To overcome the limitations, Attention allows the decoder to dynamically focus on different parts of the input sentence at each decoding step.

Key Difference:

Instead of relying only on a single fixed context vector, the decoder attends to different encoder states using a set of learned weights.

Step-by-Step Process (With Attention)

  1. Encoding (Same as Before) • The encoder processes each input word and generates a sequence of hidden states, rather than a single context vector.

    Example

	Input: ["Das", "ist", "ein", "schönes", "Haus"]
	Encoder RNN hidden states: h1, h2, h3, h4, h5
  1. Decoding with Attention: • Instead of using just one context vector, at each decoding step, the decoder assigns weights to different encoder hidden states based on their relevance.

    Example (for generating “beautiful”): • The decoder generates an attention score for each encoder state. • The weighted sum of these encoder states becomes the context vector.

	Attention scores for "beautiful":
	(Das: 0.1, ist: 0.1, ein: 0.2, schönes: 0.5, Haus: 0.1)
	Weighted context vector = (0.1*h1 + 0.1*h2 + 0.2*h3 + 0.5*h4 + 0.1*h5)
  1. Final Output with Attention:
	Decoder generates:
	"This" → "is" → "a" → (focuses on "schönes") "beautiful" → (focuses on "Haus") "house"
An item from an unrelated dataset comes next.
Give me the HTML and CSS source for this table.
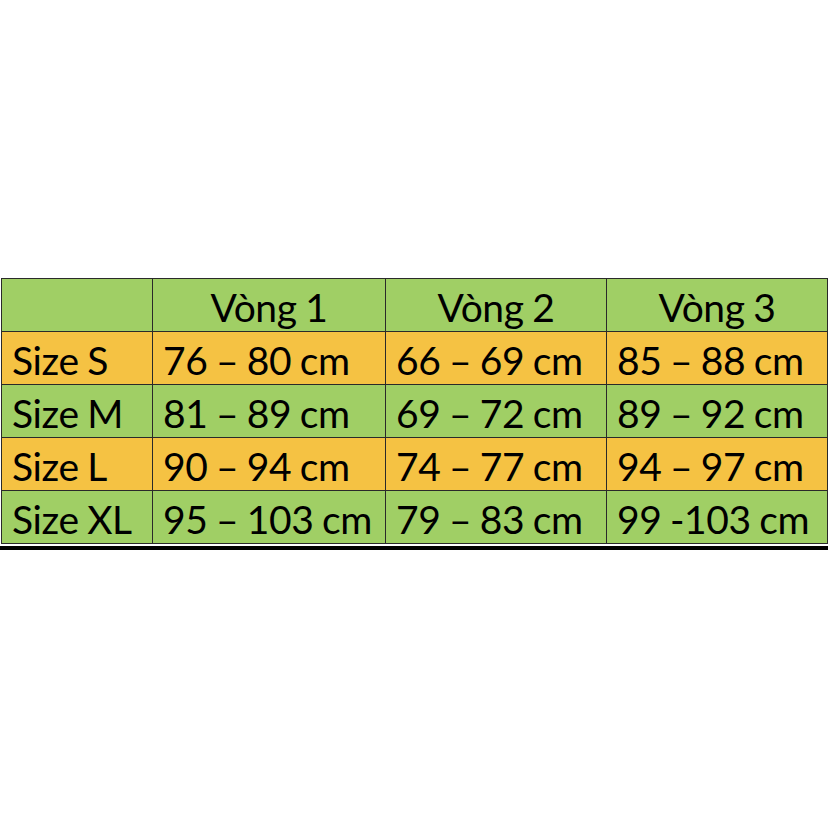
FILE: index.html
```html
<!DOCTYPE html>
<html lang="vi">
<head>
<meta charset="utf-8">
<link rel="stylesheet" href="styles.css">
</head>
<body>
<div class="wrap">
  <table class="sizes">
    <colgroup>
      <col class="c0"><col class="c1"><col class="c2"><col class="c3">
    </colgroup>
    <tr class="green head">
      <td></td><td>Vòng 1</td><td>Vòng 2</td><td>Vòng 3</td>
    </tr>
    <tr class="orange">
      <td>Size S</td><td>76 – 80 cm</td><td>66 – 69 cm</td><td>85 – 88 cm</td>
    </tr>
    <tr class="green">
      <td>Size M</td><td>81 – 89 cm</td><td>69 – 72 cm</td><td>89 – 92 cm</td>
    </tr>
    <tr class="orange">
      <td>Size L</td><td>90 – 94 cm</td><td>74 – 77 cm</td><td>94 – 97 cm</td>
    </tr>
    <tr class="green">
      <td>Size XL</td><td>95 – 103 cm</td><td>79 – 83 cm</td><td>99 -103 cm</td>
    </tr>
  </table>
  <div class="rule"></div>
</div>
</body>
</html>
```
FILE: styles.css
```css
html, body {
  margin: 0;
  padding: 0;
  background: #ffffff;
}
body {
  height: 828px;
  display: flex;
  flex-direction: column;
  justify-content: center;
}
.wrap {
  display: flex;
  flex-direction: column;
}
.sizes {
  border-collapse: collapse;
  table-layout: fixed;
  width: 826px;
  margin-left: 1px;
  font-family: Lato, "Open Sans", sans-serif;
  font-size: 39px;
  letter-spacing: -0.4px;
  word-spacing: -1px;
  color: #000;
}
.c0 { width: 151px; }
.c1 { width: 233px; }
.c2 { width: 221px; }
.c3 { width: 221px; }
.sizes td {
  border: 1px solid #2a2a2a;
  height: 53px;
  padding: 4px 0 0 10px;
  white-space: nowrap;
  line-height: 48px;
  box-sizing: border-box;
}
.head td {
  text-align: center;
  padding-left: 0;
}
.green td { background: #a0cf65; }
.orange td { background: #f5c243; }
.rule {
  height: 4px;
  background: #000;
  margin-top: 2px;
  width: 828px;
}
```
Comparison: RNN Without vs. With Attention

FeatureRNN Without AttentionRNN With Attention
Context VectorSingle fixed-length vectorDynamically weighted sum of encoder states
Performance on long sentencesStruggles, loses early informationBetter, selectively focuses on important words
AccuracyLower forlong sentencesHigher, better word alignment
InterpretabilityHard to understand decisionsCan visualize attention weights to see which words were focus on

Comparison: Mermaid diagrams

Seq2Seq Without Attention

graph TD;
    A[Input: Das ist ein schoenes Haus] -->|Tokenized| B[Encoder RNN];
    B -->|Hidden states| C[Final Context Vector];
    C -->|Passed to| D[Decoder RNN];
    D -->|Generates words one by one| E[Output: This is a beautiful house];

Seq2Seq With Attention

graph TD;
    A[Input: Das ist ein schoenes Haus] -->|Tokenized| B[Encoder RNN];
    B -->|Generates hidden states| C1[h1] & C2[h2] & C3[h3] & C4[h4] & C5[h5];

    subgraph Attention Mechanism
        C1 -->|Weighted sum| AT1;
        C2 -->|Weighted sum| AT2;
        C3 -->|Weighted sum| AT3;
        C4 -->|Weighted sum| AT4;
        C5 -->|Weighted sum| AT5;
    end

    AT1 -->|Focused context for word 1| D1[Decoder Step 1: This];
    AT2 -->|Focused context for word 2| D2[Decoder Step 2: is];
    AT3 -->|Focused context for word 3| D3[Decoder Step 3: a];
    AT4 -->|Focused context for word 4| D4[Decoder Step 4: beautiful];
    AT5 -->|Focused context for word 5| D5[Decoder Step 5: house];

    D1 --> D2 --> D3 --> D4 --> D5;
    D5 --> E[Final Output: This is a beautiful house];

Conclusion

Without attention, the model must encode the entire sentence into a single vector, which can cause loss of information.
With attention, the model can selectively focus on the relevant parts of the input sentence at each decoding step, leading to better translations, especially for long sentences.